小説 ジョニー
ジョニーは、あるとき父が自転車でふらふらしているとどこからか付いてきて、追い払っても追い払っても後を追ってきて、とうとう家に居着いてしまった。
娘にとって初代の飼い犬である。
「犬殺し」のあった時代。
野犬は狂犬病が疑われた。
三番目の叔父は、外を歩いているときに野犬に足を噛まれ、血を押し出しておきなさい、という呑気な祖母をよそに、父がすぐに病院に連れて行って注射をしたので助かったという。叔父からでも父からでもなく、祖母からよくその話しを聞いた。息子の命取りとなるところだった事態に、ぼんやりしていた自分をおかしそうに笑った。

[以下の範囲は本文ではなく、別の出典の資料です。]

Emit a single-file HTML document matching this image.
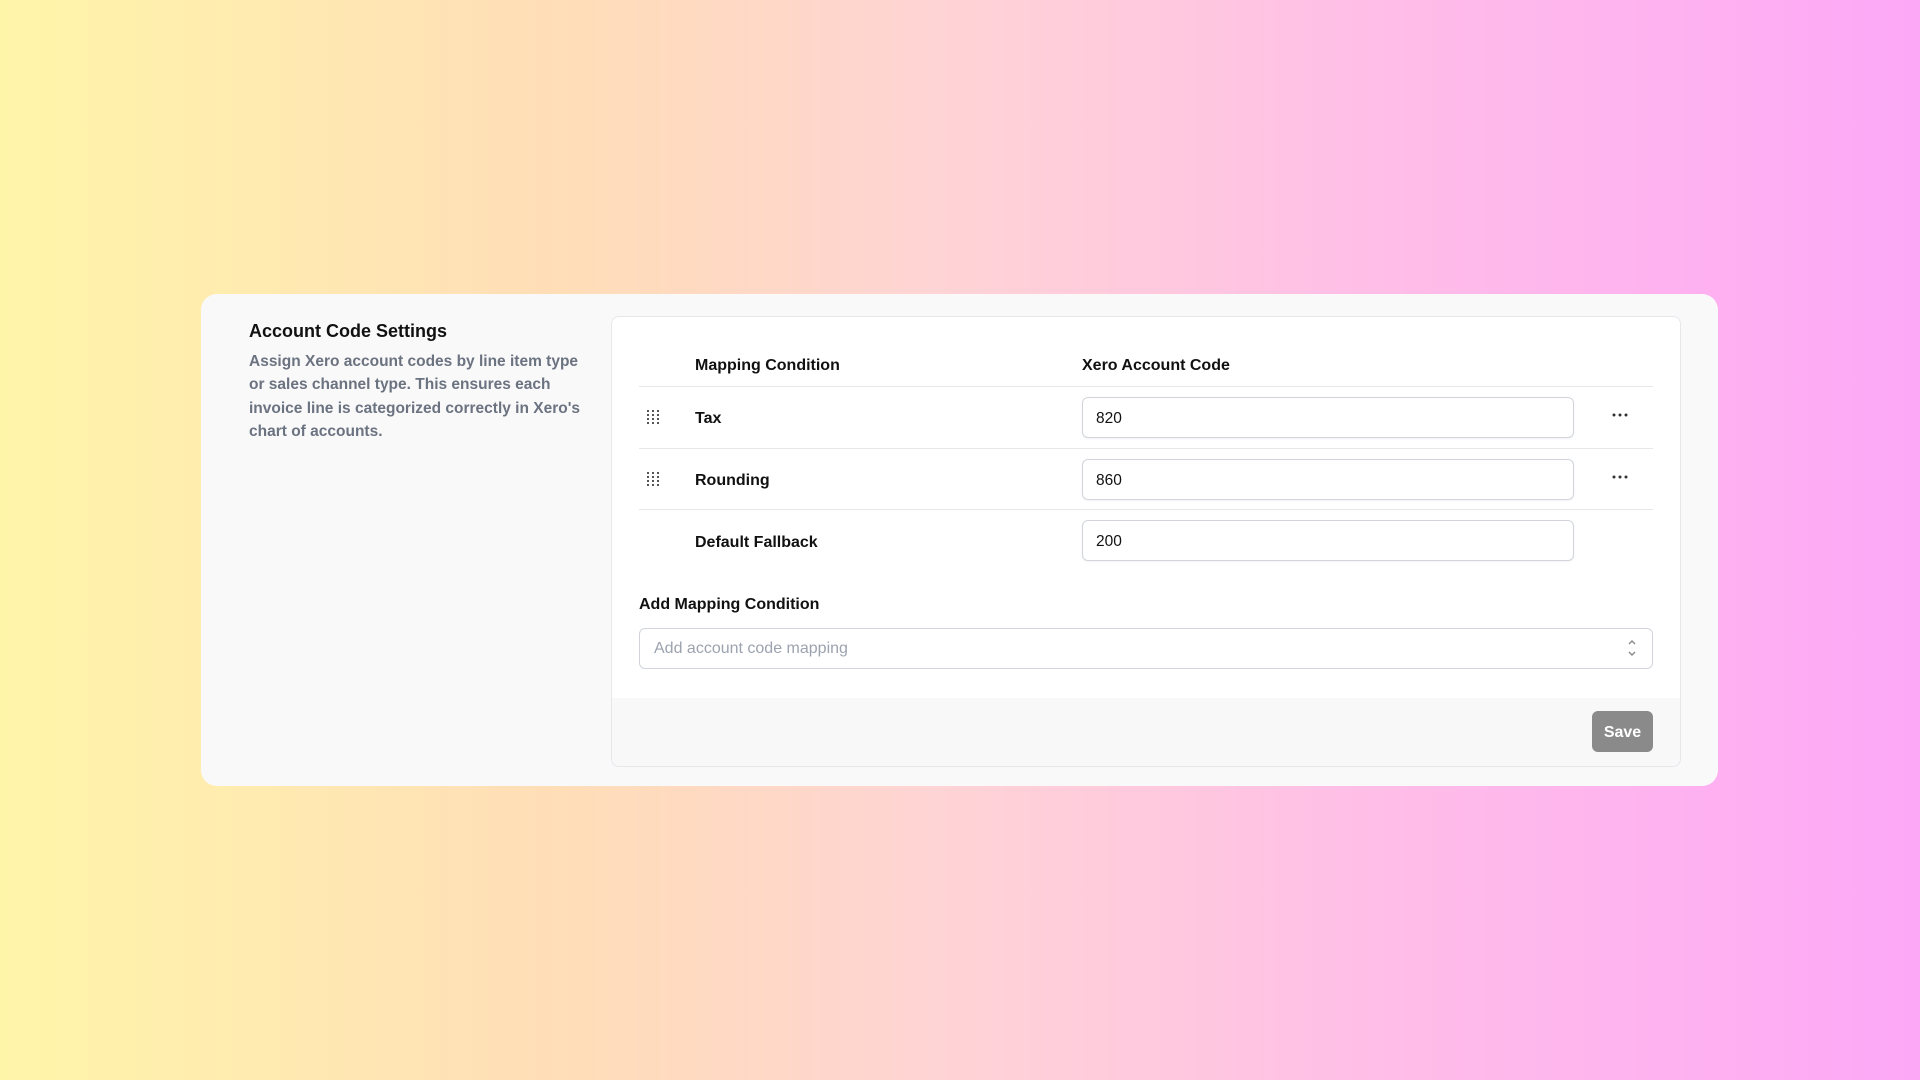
<!DOCTYPE html>
<html><head><meta charset="utf-8"><style>
*{box-sizing:border-box;margin:0;padding:0}
body{width:1920px;height:1080px;overflow:hidden;font-family:"Liberation Sans",sans-serif;background:linear-gradient(90deg,#fff5a9 0%,#ffddb8 30%,#ffd3d6 50%,#ffbfe6 70%,#fda8f7 100%);position:relative;color:#111827}
.card{position:absolute;left:201px;top:294px;width:1517px;height:492px;background:#f9f9fa;border-radius:16px}
.title{position:absolute;left:249px;top:321px;font-size:18px;font-weight:600;color:#111}
.desc{position:absolute;left:249px;top:350px;width:335px;font-size:15.5px;line-height:23.3px;color:#6b7280;font-weight:600}
.panel{position:absolute;left:611px;top:316px;width:1070px;height:451px;background:#fff;border:1px solid #e5e7eb;border-radius:8px;overflow:hidden}
.footer{position:absolute;left:0;right:0;top:381px;bottom:0;background:#f8f8f8}
.t{position:absolute;font-size:16px;font-weight:600;color:#111}
.line{position:absolute;left:639px;width:1014px;height:1px;background:#e5e7eb}
.inp{position:absolute;left:1082px;width:492px;height:41px;border:1px solid #d1d5db;border-radius:6px;background:#fff;font-size:15.5px;padding-left:13px;line-height:41px;color:#111;box-shadow:0 1px 2px rgba(0,0,0,.05)}
.grip{position:absolute;left:647px;width:13px;height:14px}
.sel{position:absolute;left:639px;top:628px;width:1014px;height:41px;border:1px solid #d1d5db;border-radius:6px;background:#fff;font-size:16px;color:#9ca3af;padding-left:14px;line-height:40px}
.save{position:absolute;left:1592px;top:711px;width:61px;height:41px;background:#8a8a8a;border-radius:6px;color:#fff;font-weight:600;font-size:16px;text-align:center;line-height:43px}
</style></head><body>
<div class="card"></div>
<div class="title">Account Code Settings</div>
<div class="desc">Assign Xero account codes by line item type or sales channel type. This ensures each invoice line is categorized correctly in Xero's chart of accounts.</div>
<div class="panel"><div class="footer"></div></div>
<div class="t" style="left:695px;top:357px">Mapping Condition</div>
<div class="t" style="left:1082px;top:357px">Xero Account Code</div>
<div class="line" style="top:386px"></div>
<div class="line" style="top:448px"></div>
<div class="line" style="top:509px"></div>
<svg class="grip" style="top:410px" viewBox="0 0 13 14" fill="#555"><rect x="0" y="0" width="2" height="2"/><rect x="5" y="0" width="2" height="2"/><rect x="10" y="0" width="2" height="2"/><rect x="0" y="4" width="2" height="2"/><rect x="5" y="4" width="2" height="2"/><rect x="10" y="4" width="2" height="2"/><rect x="0" y="8" width="2" height="2"/><rect x="5" y="8" width="2" height="2"/><rect x="10" y="8" width="2" height="2"/><rect x="0" y="12" width="2" height="2"/><rect x="5" y="12" width="2" height="2"/><rect x="10" y="12" width="2" height="2"/></svg>
<svg class="grip" style="top:472px" viewBox="0 0 13 14" fill="#555"><rect x="0" y="0" width="2" height="2"/><rect x="5" y="0" width="2" height="2"/><rect x="10" y="0" width="2" height="2"/><rect x="0" y="4" width="2" height="2"/><rect x="5" y="4" width="2" height="2"/><rect x="10" y="4" width="2" height="2"/><rect x="0" y="8" width="2" height="2"/><rect x="5" y="8" width="2" height="2"/><rect x="10" y="8" width="2" height="2"/><rect x="0" y="12" width="2" height="2"/><rect x="5" y="12" width="2" height="2"/><rect x="10" y="12" width="2" height="2"/></svg>
<div class="t" style="left:695px;top:410px">Tax</div>
<div class="t" style="left:695px;top:472px">Rounding</div>
<div class="t" style="left:695px;top:534px">Default Fallback</div>
<div class="inp" style="top:397px">820</div>
<div class="inp" style="top:459px">860</div>
<div class="inp" style="top:520px">200</div>
<svg style="position:absolute;left:1612px;top:413px" width="16" height="4"><circle cx="2" cy="2" r="1.5" fill="#333"/><circle cx="8" cy="2" r="1.5" fill="#333"/><circle cx="14" cy="2" r="1.5" fill="#333"/></svg>
<svg style="position:absolute;left:1612px;top:475px" width="16" height="4"><circle cx="2" cy="2" r="1.5" fill="#333"/><circle cx="8" cy="2" r="1.5" fill="#333"/><circle cx="14" cy="2" r="1.5" fill="#333"/></svg>
<div class="t" style="left:639px;top:596px">Add Mapping Condition</div>
<div class="sel">Add account code mapping</div>
<svg style="position:absolute;left:1626px;top:638px" width="12" height="20" viewBox="0 0 12 20" fill="none" stroke="#888" stroke-width="1.4"><path d="M3 6l3-3 3 3M3 14l3 3 3-3"/></svg>
<div class="save">Save</div>
</body></html>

「あのときマスミがいなかったらどうなってたか、わたしったら」
野犬狩りのような野蛮な仕事を請け負わされていたのは、どのようなひとたちだったのだろう、保健所の職員か日雇いの作業員か。
まるい針金で作った輪を野犬の首にひっかけて犬を引っ張って、何頭も車に積みこむ。
キャンキャンいう犬の悲鳴と唸り声、そして作業着を着た男たちの怒声がそれを上回る異様な騒がしさに路上が一変した。
雨が降っていたのか、水しぶきが濛々と煙るなか、濡れた作業員と野犬たちの光景。
ねずみいろ一色の。
ジョニーは、いつのまにかやってきて、いつのまにかいなくなった。